Is `dv` any better than the locals window?
thanks,
Marc
"Skywing [MVP]" <skywing_...@valhallalegends.com> wrote in message
news:uMll6FJR...@TK2MSFTNGP06.phx.gbl...
It should be safe to use in a debug build without optimizations, assuming
you're using source mode. I still tend to avoid it even there, though,
since I tend to prefer assembler mode instead of source mode. When you are
stepping on an instruction basis (and not a source line basis), it will
sometimes show weird things for locals that aren't quite fully initialized
yet. However, it won't give you the same just plain wrong data as in a
fully optimized build; my bias against it in debug builds is more of a
personal preference think, I suppose.
--
Ken Johnson (Skywing)
Windows SDK MVP
http://www.nynaeve.net
"Marc Sherman" <masher...@yahoo.com> wrote in message
news:O9rvVdUR...@TK2MSFTNGP02.phx.gbl...
Ah yes, I've noticed that too, especially before the stack frame is set up
in the function preamble. Thanks for clarifying.
Marc
Here is one of my fears come true. WinDBG reports the following
1. FAULTING_IP: as MyDLL!AnExportedFunction+Offset.
2. There is an exception of code 0xC0000009
3. The stack (kb command) also does not have any of MyDLL functions.
When I do "dumpbin /DISASM MyDLL.dll > dump.txt" and go to "Offset" from
AnExportedFunction in dump.txt, I see that the error location reported by
WinDBG is actually a floating point instruction within the intel library
function _ftol
There are enough number of places in AnExportedFunction in MyDLL which are
calling floating point operations. Here are my questions.

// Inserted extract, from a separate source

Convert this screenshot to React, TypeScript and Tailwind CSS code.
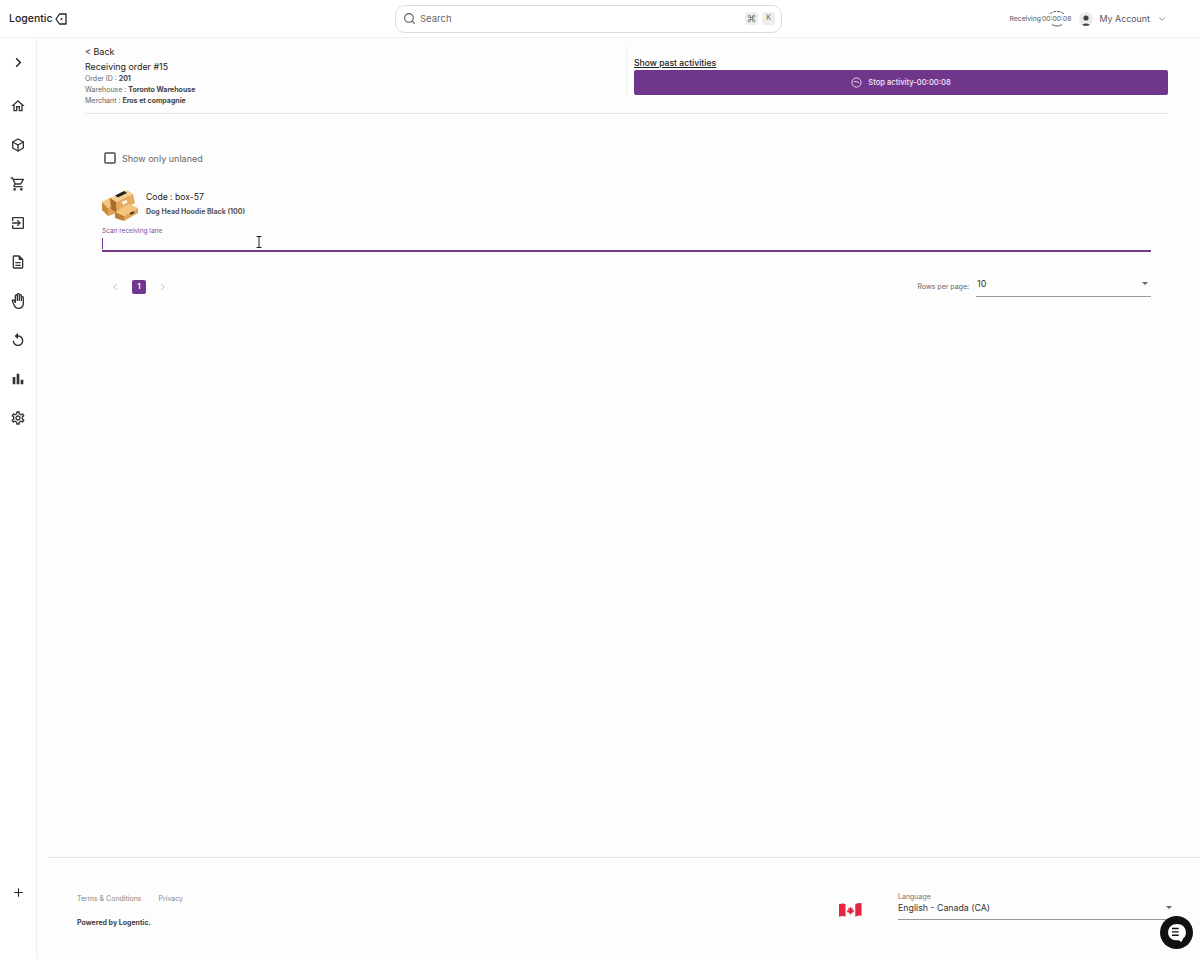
import { ChevronRight, ChevronLeft, ChevronDown, Plus, Search, Command } from 'lucide-react';
import { MdOutlineHome, MdOutlineShoppingCart, MdOutlineExitToApp, MdOutlineDescription, MdOutlineBackHand, MdReplay, MdBarChart, MdOutlineSettings } from 'react-icons/md';
import { TbBox } from 'react-icons/tb';

const navIcons = [MdOutlineHome, TbBox, MdOutlineShoppingCart, MdOutlineExitToApp, MdOutlineDescription, MdOutlineBackHand, MdReplay, MdBarChart, MdOutlineSettings];

function LogoMark() {
  return (
    <svg width="12" height="12" viewBox="0 0 12 12" fill="none" stroke="#222" strokeWidth="1.3" className="ml-[2px]">
      <path d="M4.5 1H11V11H4.5L1 6Z" strokeLinejoin="round" />
      <circle cx="6.5" cy="6" r="1" fill="#222" stroke="none" />
    </svg>
  );
}

function Boxes() {
  return (
    <svg width="36" height="32" viewBox="0 0 36 32">
      {/* left box */}
      <path d="M0 13L9 8L15 13L6 19Z" fill="#f3c57f" />
      <path d="M0 13L6 19V27L0 21Z" fill="#c98a3c" />
      <path d="M6 19L15 13V24L6 27Z" fill="#dfa355" />
      {/* top box */}
      <path d="M8 9L25 1L31 5L14 13Z" fill="#f6cf90" />
      <path d="M13 6.5L22 2L25 4L16 8.5Z" fill="#2a2420" />
      <path d="M8 9L14 13L15 24L9 20Z" fill="#a96c28" />
      <path d="M14 13L31 5L33 14L15 24Z" fill="#e5ac60" />
      {/* front box */}
      <path d="M13 23L27 15L36 19L22 27Z" fill="#f3c57f" />
      <path d="M13 23L22 27V32L13 29Z" fill="#bd7f35" />
      <path d="M22 27L36 19V24L22 32Z" fill="#dfa355" />
      <rect x="20" y="12" width="5" height="3" fill="#fff4df" transform="rotate(-25 22 13)" />
      <rect x="28" y="23" width="4" height="2" fill="#3a2c1c" transform="rotate(-28 30 24)" />
    </svg>
  );
}

function CanadaFlag() {
  return (
    <svg width="23" height="16" viewBox="0 0 24 16">
      <path d="M0 2C3 1 5 1 7 2V15C5 14 3 14 0 15Z" fill="#e8233f" />
      <path d="M7 2C10 3 14 3 17 2V15C14 16 10 16 7 15Z" fill="#fbfbfb" />
      <path d="M17 2C19 1 21 0.5 23.5 1V14C21 13.5 19 14 17 15Z" fill="#e8233f" />
      <path d="M12 4.5L13 6.5L14.5 6L14 8.5L15.8 8L15.3 10L13 11V12.5H11V11L8.7 10L8.2 8L10 8.5L9.5 6L11 6.5Z" fill="#e8233f" />
    </svg>
  );
}

export default function App() {
  return (
    <div className="relative h-screen overflow-hidden bg-white font-['Inter',sans-serif] text-[#222]">
      {/* Top bar */}
      <header className="flex h-[38px] items-center border-b border-[#f0f0f0] bg-white pl-[9px] pr-[33px]">
        <div className="flex w-[386px] items-center">
          <span className="mt-px text-[10.5px] font-medium text-[#1d1d1d]">Logentic</span>
          <LogoMark />
        </div>
        <div className="flex h-[28px] w-[387px] items-center rounded-[10px] border border-[#dcdcdc] bg-white pl-[7px] pr-[6px]">
          <Search className="h-[13px] w-[13px] text-[#555]" />
          <span className="ml-[4px] mt-px flex-1 text-[9.5px] text-[#666]">Search</span>
          <span className="flex h-[13px] w-[13px] items-center justify-center rounded-[2px] bg-[#eeeeee]">
            <Command className="h-[9px] w-[9px] text-[#666]" />
          </span>
          <span className="ml-[4px] flex h-[13px] w-[13px] items-center justify-center rounded-[2px] bg-[#eeeeee] text-[7px] text-[#666]">K</span>
        </div>
        <div className="ml-auto flex items-center">
          <span className="mt-px text-[6.8px] text-[#555]">Receiving</span>
          <span className="relative ml-[1px] mt-px text-[6.8px] text-[#555]">
            00:00:08
            <svg width="22" height="20" viewBox="0 0 22 20" fill="none" stroke="#444" strokeWidth="0.9" className="absolute left-[4px] top-[-5px]">
              <path d="M4 5C7 1.5 15 1.5 18 5" strokeDasharray="3 1" />
              <path d="M6 15.5C9 17.5 13 17.5 16 15.5" />
            </svg>
          </span>
          <span className="ml-[8px] flex h-[14px] w-[14px] items-end justify-center overflow-hidden rounded-full bg-[#ececec]">
            <svg width="12" height="12" viewBox="0 0 12 12" fill="#444">
              <circle cx="6" cy="4" r="2.6" />
              <path d="M1.5 12C1.5 8.5 10.5 8.5 10.5 12Z" />
            </svg>
          </span>
          <span className="ml-[6px] text-[8.9px] text-[#555]">My Account</span>
          <ChevronDown className="ml-[7px] h-[10px] w-[10px] text-[#777]" />
        </div>
      </header>

      <div className="flex h-[921px]">
        {/* Sidebar */}
        <aside className="flex w-[37px] flex-col items-center border-r border-[#efefef] bg-white">
          <ChevronRight className="mt-[17px] h-[15px] w-[15px] text-[#222]" strokeWidth={2.4} />
          <nav className="mt-[28px] flex flex-col items-center gap-[23px]">
            {navIcons.map((Icon, i) => (
              <Icon key={i} className="h-[16px] w-[16px] text-[#333]" />
            ))}
          </nav>
          <Plus className="mt-auto mb-[60px] h-[13px] w-[13px] text-[#222]" strokeWidth={2} />
        </aside>

        {/* Main column */}
        <main className="flex flex-1 flex-col bg-[#fdfdfd]">
          <div className="flex-1 pl-[48px] pr-[32px]">
            <div className="flex h-[76px] border-b border-[#e6e6e6] pt-[7px]">
              <div className="w-[541px]">
                <div className="flex items-center text-[9px] leading-[13px] text-[#222]">&lt; Back</div>
                <div className="mt-[2px] text-[8.9px] leading-[13px] text-[#222]">Receiving order #15</div>
                <p className="text-[7px] leading-[11px] text-[#666]">Order ID : <b className="font-bold text-[#444]">201</b></p>
                <p className="text-[7px] leading-[11px] text-[#666]">Warehouse : <b className="font-bold text-[#444]">Toronto Warehouse</b></p>
                <p className="text-[7px] leading-[11px] text-[#666]">Merchant : <b className="font-bold text-[#444]">Eros et compagnie</b></p>
              </div>
              <div className="mb-[18px] flex-1 border-l border-[#f0f0f0] pl-[7px] pt-[13px]">
                <div className="text-[8.6px] font-medium leading-[11px] text-[#222] underline">Show past activities</div>
                <button className="mt-[1px] flex h-[25px] w-full items-center justify-center rounded-[2px] bg-[#6f368c] text-[7.6px] font-medium text-[#f3eaf6]">
                  <svg width="11" height="11" viewBox="0 0 11 11" fill="none" stroke="currentColor" strokeWidth="0.9" className="mr-[6px]">
                    <circle cx="5.5" cy="5.5" r="4.6" />
                    <path d="M2.8 5C4 3.8 6.5 4.6 8.2 6" />
                  </svg>
                  Stop activity-00:00:08
                </button>
              </div>
            </div>

            <div className="pl-[17px] pr-[17px]">
              <label className="mt-[38px] flex items-center">
                <span className="-mt-[2px] ml-[2px] h-[12px] w-[12px] rounded-[2px] border-2 border-[#777] bg-white" />
                <span className="ml-[6px] text-[9px] text-[#666]">Show only unlaned</span>
              </label>

              <div className="mt-[23px] flex items-center">
                <Boxes />
                <div className="-mt-px ml-[8px]">
                  <div className="text-[8.6px] leading-[13px] text-[#222]">Code : box-57</div>
                  <div className="mt-[3px] text-[7px] font-bold leading-[10px] text-[#555]">Dog Head Hoodie Black (100)</div>
                </div>
              </div>

              <div className="relative mt-[6px] h-[25px] border-b-2 border-[#6f368c]">
                <div className="text-[6.5px] leading-[9px] text-[#7f4a9b]">Scan receiving lane</div>
                <div className="mt-[2px] h-[11px] w-px bg-[#6f368c]" />
                {/* mouse cursor from the recording */}
                <svg width="6" height="12" viewBox="0 0 6 12" fill="none" stroke="#222" strokeWidth="1" className="absolute left-[154px] top-[9px]">
                  <path d="M0.5 0.5H5.5M3 0.5V11.5M0.5 11.5H5.5" />
                </svg>
              </div>

              <div className="mt-[26px] flex items-center">
                <ChevronLeft className="ml-[8px] h-[10px] w-[10px] text-[#aaa]" />
                <span className="ml-[12px] flex h-[14px] w-[14px] items-center justify-center rounded-[2px] bg-[#6f368c] text-[7px] font-bold text-white">1</span>
                <ChevronRight className="ml-[12px] h-[10px] w-[10px] text-[#aaa]" />
                <span className="ml-auto text-[7px] text-[#666]">Rows per page:</span>
                <div className="ml-[7px] flex h-[19px] w-[175px] items-center justify-between border-b border-[#999] pb-[6px] pl-[1px] pr-[3px] text-[9px] text-[#333]">
                  10
                  <span className="h-0 w-0 border-x-[3.5px] border-t-[3.5px] border-x-transparent border-t-[#666]" />
                </div>
              </div>
            </div>
          </div>

          {/* Footer */}
          <footer className="ml-[11px] flex h-[102px] items-start border-t border-[#e2e2e2] pl-[29px] pr-[27px]">
            <div className="mt-[36px]">
              <div className="flex text-[7px] text-[#888]">
                <span>Terms &amp; Conditions</span>
                <span className="ml-[17px]">Privacy</span>
              </div>
              <div className="mt-[13px] text-[7px] font-bold text-[#444]">Powered by Logentic.</div>
            </div>
            <div className="ml-auto mt-[44px]">
              <CanadaFlag />
            </div>
            <div className="ml-[36px] mt-[34px] w-[275px] border-b border-[#999] pb-[5px]">
              <div className="text-[7px] leading-[9px] text-[#777]">Language</div>
              <div className="flex items-center justify-between pr-[1px] text-[8.8px] text-[#333]">
                English - Canada (CA)
                <span className="h-0 w-0 border-x-[3.5px] border-t-[3.5px] border-x-transparent border-t-[#666]" />
              </div>
            </div>
          </footer>
        </main>
      </div>

      {/* Chat bubble */}
      <div className="absolute left-[1160px] top-[916px] flex h-[33px] w-[33px] items-center justify-center rounded-full bg-[#111]">
        <svg width="20" height="20" viewBox="0 0 18 18">
          <path d="M9 1C13.5 1 17 4 17 8.5C17 11 16 13 14.5 14L13 17L10.5 15.5H9C4.5 15.5 1 13 1 8.5C1 4 4.5 1 9 1Z" fill="#fff" />
          <path d="M4.5 5H10.5M4.5 8H10.5M4.5 11H10.5" stroke="#111" strokeWidth="1.3" />
        </svg>
      </div>
    </div>
  );
}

Q1. Why is WinDBG reporting the faulting IP with respect to
AnExportedFunction in MyDLL, even though this points to an instruction in the
intel library? Is this reliable? Can I be sure that the problem is actually
in entry point AnExportedFunction?
Q2. How do I proceed further debugging this? Since, I do not get any of
MyDLL function on the call stack, is it a good idea to a rebuild of MyDLL.DLL
with /Oy- (non FPO) and redistribute to my client in hope of getting a better
call stack during the crash?
Q3. Am I missing something important in my analysis?
Please advice me further on this issue.
Regards,
Anubhav.
Second thing you can do:
Disassemble the area near the crash and inspect the register values. I know
it is hard but once you do it a couple of times it will become less of a
challenge.
0xC0000090 is EXCEPTION_FLT_INVALID_OPERATION. Looks like some error in
floating point code.
I see... ftol is floating point to long. check the floating point value
before this call is done. It might be out of range for a long or maybe you
have an uninitialized variable somewhere. Check your compiler output with
warning level 4 if you are using Visual Studio.
The reason why Windbg doesn't show you the actual function name because it
is either an inline function or it is a local function to the object file.
in that case windbg tries to find the function name that is closest to the
program counter. This is the best it can do as under heavy optimalizations
or not enough debugging info in your pdb or dbg file to pin point the exact
symboling info.
With the ftol you are on the good direction in finding the error.
Avi.
"Anubhav" <Anu...@discussions.microsoft.com> wrote in message
news:1514559F-072E-42E8...@microsoft.com...
By using /Oy- (non FPO) and/or something else?
thanks,
Marc
In the mean while I figured out that by default CRT libraries turn off
floating point exceptions. Here is the KB article
http://support.microsoft.com/kb/94998
Hence, my suspicion is that the specific application at customer site is
probably enabling floating point exceptions and some floating point operation
in our code is throwing an exception. Since we have not handled the
exceptions in our DLL entry points, terminate function MIGHT be getting
called and causing the application to exit.
Hence I am planning to add __try{} __excep(){} guards in my DLL entry points
and re ship MyDLL in release build with debug symbols with /Oy- setting. In
my exception handler I can dump the exception pointers into a text file and
do a post analysis later at our site.
Alternatively I think I can use ADPlus in crash mode. But I am not sure if
it will help me in this case.
As per the documentation ADPlus configures CDB only for the below exceptions
Invalid handle
Illegal instruction
Integer divide-by-zero
Floating-point divide-by-zero
Integer overflow
Invalid lock sequence
Access violation
Stack overflow
C++ EH exception
Unknown exception
The exception I am getting is EXCEPTION_FLT_INVALID_OPERATION. I am not sure
if this will be caught by ADPlus.
It is surprising to note that Appverifier has no STOP CODE to detect
floating point exceptions (at least I could not figure out).
Am I thinking in the right direction?